Never use UUIDs as passwords, API keys, or secrets without additional hardening. While UUID v4 has good entropy, 122 bits is on the lower end for a standalone secret. API keys and session tokens typically use 160–256 bits of random data (a crypto.randomBytes(32).toString('hex') gives 256 bits of entropy). Use UUIDs for identifiers and proper CSPRNG-generated byte arrays for secrets.

Generating UUIDs in JavaScript

The modern, correct approach in any environment that supports it: const id = crypto.randomUUID(). This is available in browsers (Chrome 92+, Firefox 95+, Safari 15.4+) and Node.js 15.6+. For environments that require compatibility with older runtimes, the standard polyfill pattern: fill 16 random bytes with crypto.getRandomValues(new Uint8Array(16)), then format them as a UUID string, setting the version nibble to 4 and the variant bits to 10.

Our free UUID v4 Generator tool produces cryptographically secure UUIDs directly in your browser using crypto.randomUUID(), with no data transmitted to any server. You can generate up to 100 at a time — useful for populating test fixtures, seeding development databases, generating batch API request IDs, or any other scenario requiring multiple unique identifiers at once.

UUIDs in Distributed System Design

The primary architectural value of UUIDs is enabling entities to be created and referenced before they are persisted. In a microservices architecture, a client can generate a UUID for a new order before sending it to the backend. The order service stores the UUID as the primary key. Other services reference the order by that UUID without needing to wait for the database to generate and return an auto-increment ID. This eliminates a class of distributed systems complexity around ID assignment and propagation.
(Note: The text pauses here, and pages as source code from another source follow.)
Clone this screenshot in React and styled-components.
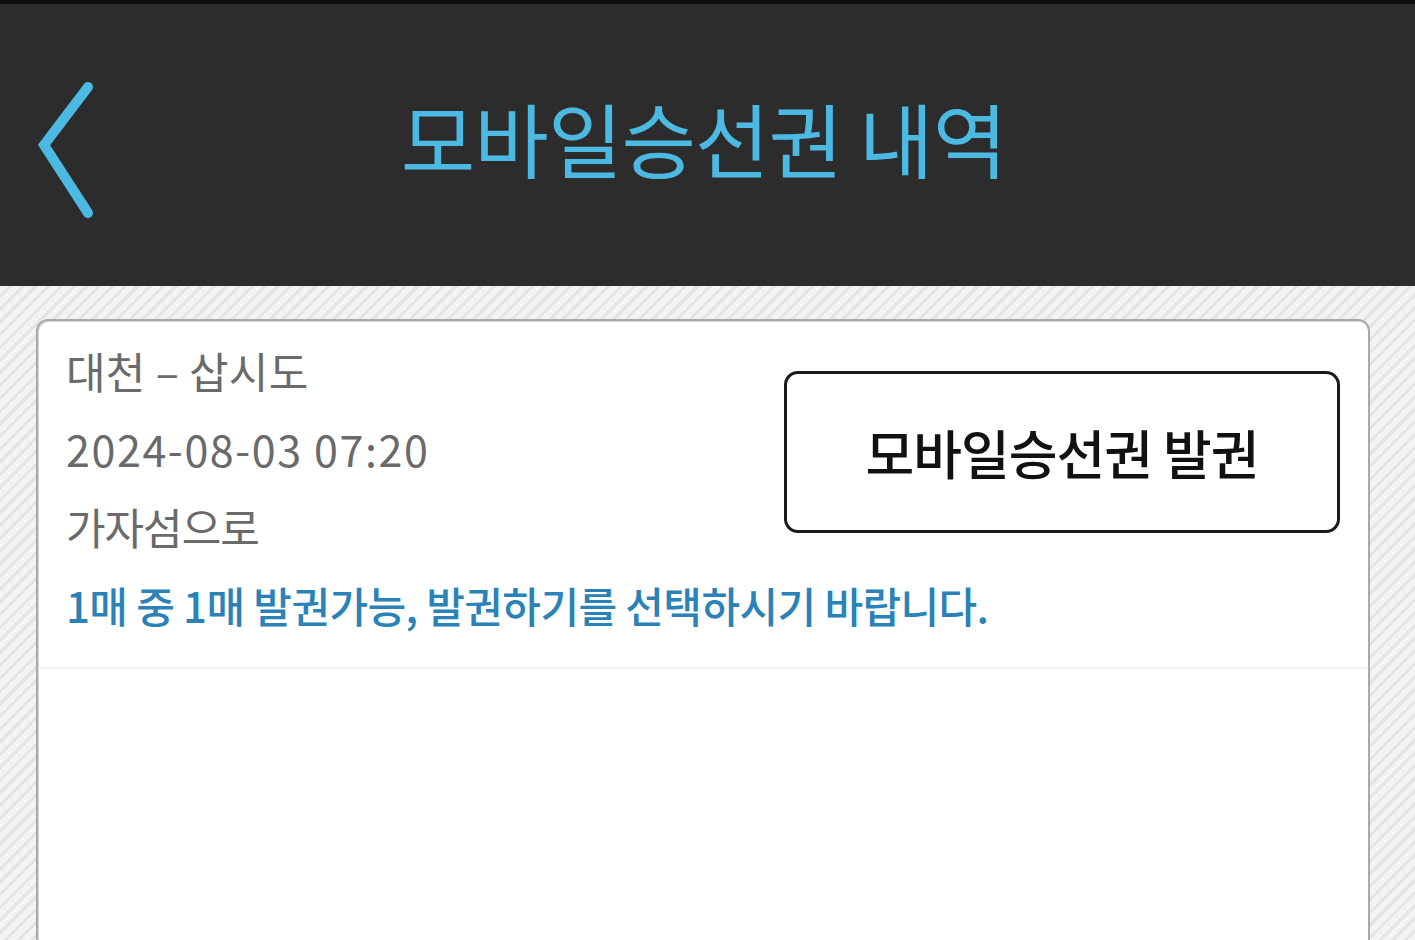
import React from 'react';
import styled, { createGlobalStyle } from 'styled-components';

const GlobalStyle = createGlobalStyle`
  html, body {
    margin: 0;
    padding: 0;
    height: 100%;
    overflow: hidden;
  }

  body {
    font-family: 'Noto Sans CJK KR', 'Noto Sans', sans-serif;
    background: #f0f0f0;
  }
`;

const Screen = styled.div`
  display: flex;
  flex-direction: column;
  height: 940px;
  overflow: hidden;
`;

const Header = styled.header`
  position: relative;
  display: flex;
  align-items: center;
  justify-content: center;
  height: 282px;
  flex-shrink: 0;
  background: #2c2c2c;
  border-top: 4px solid #0c0c0c;
  box-sizing: content-box;
`;

const BackButton = styled.button`
  position: absolute;
  left: 34px;
  top: 73px;
  width: 64px;
  height: 146px;
  padding: 0;
  border: none;
  background: transparent;
  cursor: pointer;

  svg {
    display: block;
  }
`;

const Title = styled.h1`
  margin: -18px 0 0 -8px;
  font-size: 81px;
  font-weight: 400;
  letter-spacing: -1px;
  color: #4cb9e3;
  line-height: 1;
`;

const Body = styled.main`
  flex: 1;
  padding: 33px 45px 0 36px;
  background: repeating-linear-gradient(
    135deg,
    #f3f3f3 0px,
    #f3f3f3 6px,
    #e4e4e4 6px,
    #e4e4e4 9px
  );
`;

const Card = styled.section`
  min-height: 800px;
  background: #fff;
  border: 2px solid #a9a9a9;
  border-radius: 12px;
  box-shadow: inset 1px 1px 0 #d8d8d8;
`;

const Summary = styled.div`
  display: grid;
  grid-template-columns: 1fr 556px;
  grid-template-rows: repeat(4, 78px);
  padding: 10px 28px 24px 28px;
  border-bottom: 2px solid #efefef;
`;

const InfoLine = styled.div`
  grid-column: 1;
  display: flex;
  align-items: center;
  font-size: 43px;
  font-weight: 400;
  color: #6a6a6a;
  letter-spacing: ${(p) => (p.$spacing ? `${p.$spacing}px` : '0.3px')};
  white-space: nowrap;
`;

const Notice = styled.div`
  grid-column: 1 / -1;
  grid-row: 4;
  display: flex;
  align-items: center;
  font-size: 42px;
  font-weight: 500;
  color: #2b82b8;
  letter-spacing: -0.6px;
  white-space: nowrap;
`;

const IssueButton = styled.button`
  grid-column: 2;
  grid-row: 1 / 4;
  align-self: center;
  height: 162px;
  margin-top: 8px;
  border: 3px solid #1a1a1a;
  border-radius: 14px;
  background: #fff;
  font-family: inherit;
  font-size: 53px;
  font-weight: 500;
  letter-spacing: -1px;
  color: #111;
  cursor: pointer;
`;

const ChevronLeft = () => (
  <svg width="64" height="146" viewBox="0 0 64 146">
    <polyline
      points="54,10 10,68 54,136"
      fill="none"
      stroke="#4cb9e3"
      strokeWidth="10"
      strokeLinecap="round"
      strokeLinejoin="miter"
    />
  </svg>
);

const App = () => (
  <Screen>
    <GlobalStyle />
    <Header>
      <BackButton aria-label="뒤로">
        <ChevronLeft />
      </BackButton>
      <Title>모바일승선권 내역</Title>
    </Header>
    <Body>
      <Card>
        <Summary>
          <InfoLine>대천 – 삽시도</InfoLine>
          <InfoLine $spacing={1.6}>2024-08-03 07:20</InfoLine>
          <InfoLine $spacing={-1}>가자섬으로</InfoLine>
          <IssueButton>모바일승선권 발권</IssueButton>
          <Notice>1매 중 1매 발권가능, 발권하기를 선택하시기 바랍니다.</Notice>
        </Summary>
      </Card>
    </Body>
  </Screen>
);

export default App;
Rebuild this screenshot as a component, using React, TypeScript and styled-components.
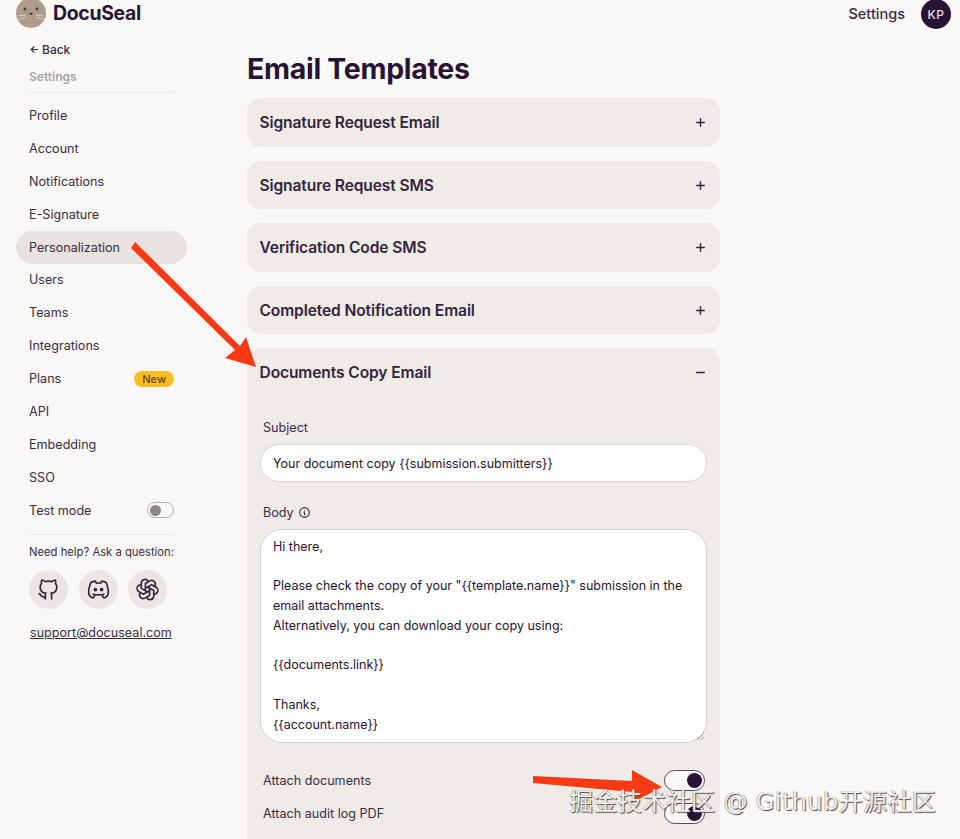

UUIDs also simplify database migration and data merging. When merging two databases — during acquisitions, data imports, or database consolidation — UUID primary keys will never collide, whereas integer IDs almost certainly will. The UUID-first approach treats each data record as uniquely identifiable regardless of which system generated it, which is a valuable invariant in any system that integrates data across boundaries.